Number of Cores for BaseApps
The ratio between CellApps and BaseApps Cores ranges between 6:1 (six times more CellApps) and 1:1 (same number of BaseApps to CellApps).
Number of Cores for BaseAppMgr, CellAppMgr and DBMgr
One core should usually be used for each of the processes BaseAppMgr, CellAppMgr and DBMgr.
Number of Cores for LoginApp
One core should be used per LoginApp. At least one redundant LoginApp is recommended.
Number of Cores for MySQL
At least two cores should be used for the MySQL database.

Assuming a 3:1 ratio between CellApps and BaseApps and taking 8 cores extra for other processes including the MySQL server, The number of cores required to support 5000 concurrent users ranges between 30 and 74. If using 4 cores machines this ranges between 8 and 19 machines.

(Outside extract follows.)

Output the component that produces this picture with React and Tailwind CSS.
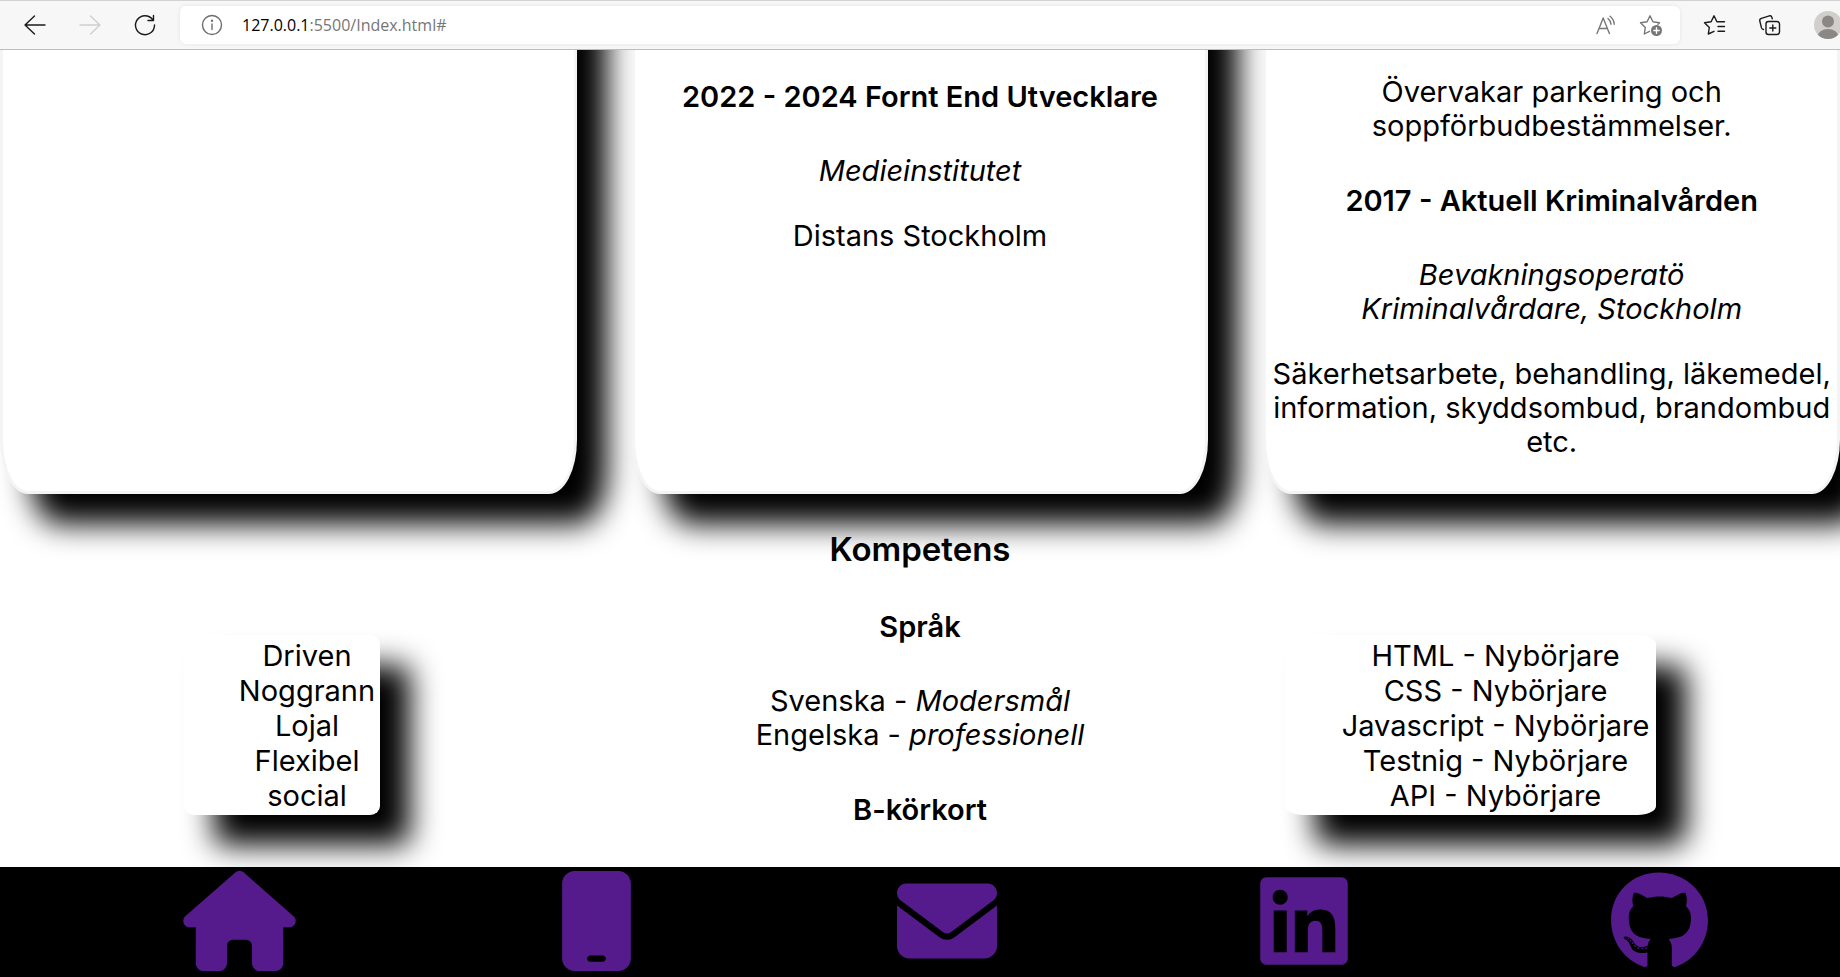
import React from "react";
import { FaHouse, FaEnvelope, FaLinkedin, FaGithub } from "react-icons/fa6";

function Svg({ label, className, children }) {
  return (
    <svg
      viewBox="0 0 24 24"
      role="img"
      aria-label={label}
      className={className}
      fill="none"
      stroke="currentColor"
      strokeWidth="1.4"
      strokeLinecap="round"
      strokeLinejoin="round"
    >
      {children}
    </svg>
  );
}

function BrowserBar() {
  return (
    <header className="relative z-10 flex h-[50px] shrink-0 items-center overflow-hidden border-t border-b border-t-[#d2d2d2] border-b-[#bcbcbc] bg-[#f7f7f7] pl-[23px] font-['Open_Sans',sans-serif]">
      <div className="flex shrink-0 items-center gap-[31px]">
        <button type="button" aria-label="Back" className="text-[#1a1a1a]">
          <Svg className="size-6">
            <path d="M22 12H2M11.500 3 2 12l9.500 9" />
          </Svg>
        </button>
        <button type="button" aria-label="Forward" className="text-[#cfcfcf]">
          <Svg className="size-6">
            <path d="M2 12h20M12.500 3 22 12l-9.500 9" />
          </Svg>
        </button>
        <button type="button" aria-label="Reload" className="text-[#1a1a1a]">
          <Svg className="size-6">
            <path d="M19.600 6.500A9.500 9.500 0 1 0 21.500 12M20.500 2.500V7.500H15" />
          </Svg>
        </button>
      </div>
      <div className="ml-[23px] flex h-[38px] min-w-0 flex-1 items-center rounded-md bg-white pr-[17px] pl-5 shadow-[0_0_4px_rgba(0,0,0,0.08)]">
        <button type="button" aria-label="Site information" className="text-[#6e6e6e]">
          <Svg className="size-6">
            <circle cx="12" cy="12" r="9.500" />
            <path d="M12 11v5.500" />
            <circle cx="12" cy="7.800" r="0.500" fill="currentColor" />
          </Svg>
        </button>
        <a href="#" className="ml-[18px] flex-1 text-base text-[#767676]">
          <span className="text-black">127.0.0.1</span>:5500/Index.html#
        </a>
        <div className="flex items-center gap-[21px] text-[#767676]">
          <button type="button" aria-label="Read aloud">
            <Svg className="size-6">
              <path d="M3 20.500 9.200 5l6.200 15.500M5.200 15.500h8M14 5.500c1.800 1.400 2.800 3.400 3 5.800M16 3.200c2.600 2 4 4.800 4.200 8" />
            </Svg>
          </button>
          <button type="button" aria-label="Add to favourites">
            <Svg className="size-6">
              <path d="M10.500 18.300 5.300 21l1-6.500L1.500 9.800l6.600-1L11 2.800l2.900 6 6.600 1-1.500 1.500" />
              <circle cx="17.500" cy="17.500" r="5.500" fill="currentColor" stroke="none" />
              <path d="M17.500 14.800v5.400M14.800 17.500h5.400" stroke="white" />
            </Svg>
          </button>
        </div>
      </div>
      <div className="-mr-[2px] ml-[23px] flex shrink-0 items-center text-[#1a1a1a]">
        <button type="button" aria-label="Favourites">
          <Svg className="size-6">
            <path d="M11 18.300 5.300 21l1-6.500L1.500 9.800l6.600-1L11 2.800l2.900 6H21.500M15 13.500h6.500M15 18.200h6.500" />
          </Svg>
        </button>
        <button type="button" aria-label="Collections" className="ml-[31px]">
          <Svg className="size-6">
            <rect x="8" y="8.500" width="13.500" height="13" rx="2.500" />
            <path d="M14.800 12v6M11.800 15h6M5.500 16.500c-1 0-1.700-.6-2-1.600L1.800 8c-.3-1.300.3-2.300 1.600-2.700l8-2.500c1.300-.3 2.200.3 2.500 1.500l.4 1.500" />
          </Svg>
        </button>
        <button type="button" aria-label="Profile" className="ml-8">
          <svg viewBox="0 0 28 28" className="size-7">
            <clipPath id="avatar">
              <circle cx="14" cy="14" r="14" />
            </clipPath>
            <g clipPath="url(#avatar)">
              <rect width="28" height="28" fill="#d0cfcc" />
              <circle cx="14" cy="10.500" r="6" fill="#8a8784" />
              <ellipse cx="14" cy="26" rx="10.500" ry="8" fill="#8a8784" />
            </g>
          </svg>
        </button>
      </div>
    </header>
  );
}

function Card({ className = "", children }) {
  return (
    <article
      className={
        "border-3 border-t-0 border-[#f4f4f4] bg-white shadow-[30px_30px_30px_#000] [border-radius:0_0_28px_28px/0_0_54px_54px] " +
        className
      }
    >
      {children}
    </article>
  );
}

function SkillList({ items, className }) {
  return (
    <ul
      className={
        "relative rounded-[5%] bg-white pt-[3px] pr-1 pb-[2px] pl-[54px] leading-[35px] whitespace-nowrap shadow-[30px_30px_30px_#000] " +
        className
      }
    >
      {items.map((item) => (
        <li key={item} className="flex justify-center">
          {item}
        </li>
      ))}
    </ul>
  );
}

function MobileIcon() {
  return (
    <svg viewBox="0 0 384 512" fill="currentColor" className="h-[100px] w-[75px]">
      <path d="M80 0C44.700 0 16 28.700 16 64V448c0 35.300 28.700 64 64 64H304c35.300 0 64-28.700 64-64V64c0-35.300-28.700-64-64-64H80zm80 432h64c8.800 0 16 7.200 16 16s-7.200 16-16 16H160c-8.800 0-16-7.200-16-16s7.200-16 16-16z" />
    </svg>
  );
}

export default function App() {
  return (
    <div className="flex h-screen flex-col overflow-hidden bg-white text-black">
      <BrowserBar />
      <main className="flex min-h-0 flex-1 flex-col overflow-hidden text-center font-['Inter',sans-serif] text-[29px] leading-[34px]">
        <section className="-mt-20 grid shrink-0 grid-cols-3 gap-[55px]">
          <Card />
          <Card className="pt-[110px]">
            <h4 className="mb-10 font-semibold">2022 - 2024 Fornt End Utvecklare</h4>
            <p className="mb-[31px] italic">Medieinstitutet</p>
            <p>Distans Stockholm</p>
          </Card>
          <Card className="pt-[105px] pb-8">
            <p className="mb-[41px]">
              Övervakar parkering och
              <br />
              soppförbudbestämmelser.
            </p>
            <h4 className="mb-10 font-semibold">2017 - Aktuell Kriminalvården</h4>
            <p className="mb-[31px] italic">
              Bevakningsoperatö
              <br />
              Kriminalvårdare, Stockholm
            </p>
            <p>Säkerhetsarbete, behandling, läkemedel, information, skyddsombud, brandombud etc.</p>
          </Card>
        </section>
        <section className="relative shrink-0 pt-[35px]">
          <h2 className="text-[33px] leading-[40px] font-semibold">Kompetens</h2>
          <div className="grid grid-cols-[1fr_auto_1fr] px-[10%] pt-[41px]">
            <SkillList
              className="mt-[25px] w-[196px] self-start justify-self-start"
              items={["Driven", "Noggrann", "Lojal", "Flexibel", "social"]}
            />
            <div>
              <h4 className="mb-10 font-semibold">Språk</h4>
              <p className="mb-[41px]">
                Svenska - <em>Modersmål</em>
                <br />
                Engelska - <em>professionell</em>
              </p>
              <h4 className="font-semibold">B-körkort</h4>
            </div>
            <SkillList
              className="mt-[25px] w-[371px] self-start justify-self-end"
              items={[
                "HTML - Nybörjare",
                "CSS - Nybörjare",
                "Javascript - Nybörjare",
                "Testnig - Nybörjare",
                "API - Nybörjare",
              ]}
            />
          </div>
        </section>
      </main>
      <footer className="relative z-10 shrink-0 bg-black">
        <nav className="flex h-[110px] items-start justify-around pt-1 pl-[51px] text-[#551a8b]">
          <a href="#" aria-label="Hem">
            <FaHouse className="h-[100px] w-[113px]" />
          </a>
          <a href="#" aria-label="Telefon">
            <MobileIcon />
          </a>
          <a href="#" aria-label="E-post">
            <FaEnvelope className="size-[100px]" />
          </a>
          <a href="#" aria-label="LinkedIn">
            <FaLinkedin className="h-[100px] w-[88px]" />
          </a>
          <a href="#" aria-label="GitHub">
            <FaGithub className="h-[100px] w-[97px]" />
          </a>
        </nav>
      </footer>
    </div>
  );
}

An example Blade setup would be as follows:

BladeCenter LS20 885051U

Processor: Low Power AMD Opteron Processor Model 246 (Standard)
Memory: 4 GB PC3200 ECC DDR RDIMM (2 x 2 GB Kit) System Memory
IBM eServer BladeCenter (TM) Gigabit Ethernet Expansion Card
CSI Hard disk drive 1 : 73GB Non Hot-Swap 2.5" 10K RPM Ultra320 SCSI HDD

BladeCenter 86773XU

Optical device: IBM 8X Max DVD-ROM Ultrabay Slim Drive (Standard)
Diskette drive: IBM 1.44MB 3.5-inch Diskette Drive (Standard)
Power supply modules 1 and 2: BladeCenter 2000W Power Supplies one and two (Standard)
Management modules: BladeCenter KVM / Management Module (Standard)
Switch module bay 1: Nortel Networks Layer 2/3 Copper GbE Switch Module for IBM eServer BladeCenter
Switch module bay 2: Nortel Networks Layer 2/3 Copper GbE Switch Module for IBM eServer BladeCenter
A setup with 10 LS20 blades in a 86773XU BladeCenter would cost approx $60k USD.